Step One to Decolonizing: Reverse the gaze

 

In her 2006 Presidential address to the American Educational Research Association, Gloria     Ladson-Billings called upon educational researchers to shift their lenses from the achievement gap to the achievement debt. Through this one-word change, Ladson-Billings calls upon educational research to widen and deepen the ways in which educational disparities are framed.
Ladson-Billings traces the path of African American, Latino, and Asian immigrant children in the United States and posits that it is through moral, sociopolitical, and historical debts that educational debt must be viewed. To measure the yearly changes on test scores tells a slice of information, but to contextualize the scores from a debt perspective begs consideration of a different set of contextual factors. As Ladson-Billings (2006) explains in just one example from her presidential address, “Indeed, Black students in the South did not experience universal secondary schooling until 1968 (Anderson, 2002). Why, then, would we not expect there to be an achievement gap?” When situated within histories of economic, sociopolitical, and moral blockages to education, we can see that the test scores only begin to represent one outcropping of the achievement debt that this nation and others like it are accruing.
Although Ladson-Billings does not call it such, she is asking us to look at the system. In this book, I am using system to mean the ways in which individuals, institutions and society make up a system of capital and networks. All human collectives operate through institutions and make up a society and system, but the kind of system differs across contexts. In an interlocking system that is structured on the accumulation of wealth, the advancement of some rests upon the disenfranchisement of others. Within a competitive, capitalistic society, there can be no winners without losers, no black market without a white market. The reach of this system is far and deep, into law, education, health, and interpersonal relationships (Collins, 2009).

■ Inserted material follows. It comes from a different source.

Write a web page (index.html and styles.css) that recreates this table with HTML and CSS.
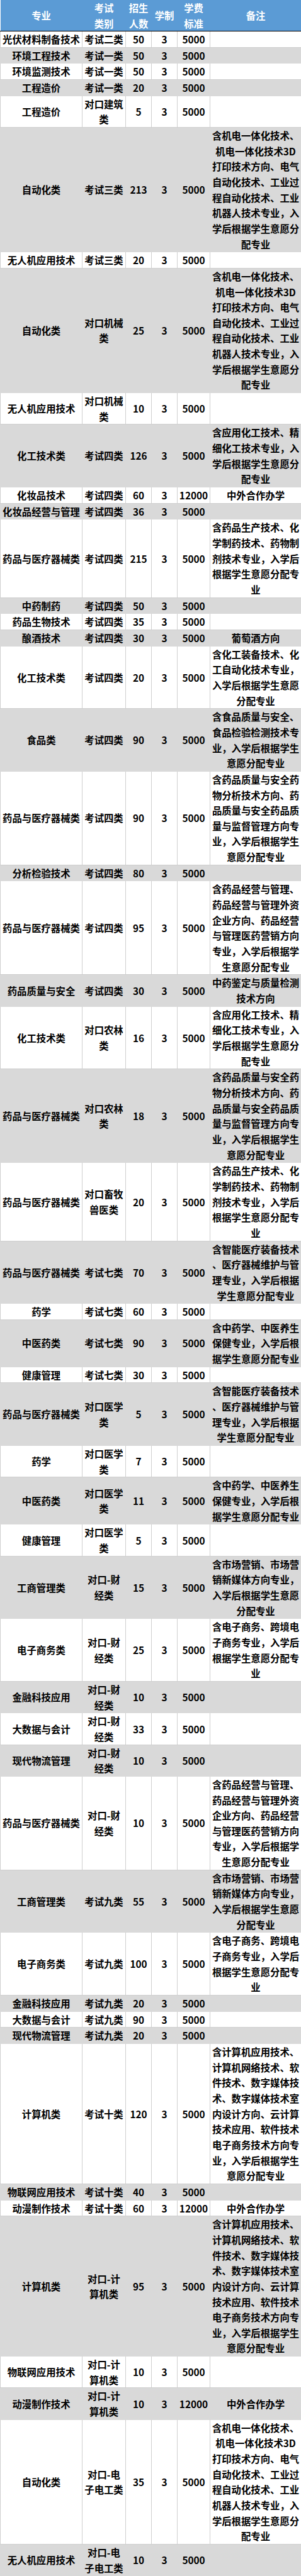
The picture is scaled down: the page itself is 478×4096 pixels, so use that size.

When Ladson-Billings implores us to consider educational debt, and not more benignly and inaccurately construed as a gap, she brings our attention to not just one aspect of the system, as is most often the case, but several aspects of the system over time and place. A gap makes sense as a descriptor if one is interested in finding a cause-effect solution to a single problem. Rather, it is as though Ladson-Billings has taken us gently but firmly by the hand and made us step twenty paces backwards so that we can see the ways that legal restrictions, abysmal per-pupil spending in low-income contexts, and disenfranchisement of communities and parents accumulate over time and interact with each other dynamically to compose an inequitous system. From such a view, conversations and research studies about which factor we should affect to close the achievement gap are, in terms of efficacy and transformation, over before they have begun. If we are not reckoning with the legacies of sociopolitical practices that have created our practices, including the disparities of achievement on assessments, how can we hope to alter those practices? So, what are the ways to bring that out? In fact, if we are not also interrogating this system for how it rewards as well as marginalizes, how can we hope to change just some of those practices? The practices that lead some to an educational debt are interwoven with the practices that lead others to educational wealth. From such a view of education as a system, the practices of researchers, teachers, and policymakers constantly interact with the privileged and the oppressed, the colonizers and the colonized, the vaulted and the marginalized. It is from this stance that educational researchers must contend with their place in an iniquitous system that has amassed a collective educational debt. Educational research has a less than innocent place in this system, but most often, questions about ethics in human subjects research involve procedures of informed consent (Skloot, 2009), ‘giving voice’ to others, and action components of the research design (Lather, 2001). Rarely are conversations about the ethics of educational research located within a system that perpetuates inequities through that very research. This is where we enter.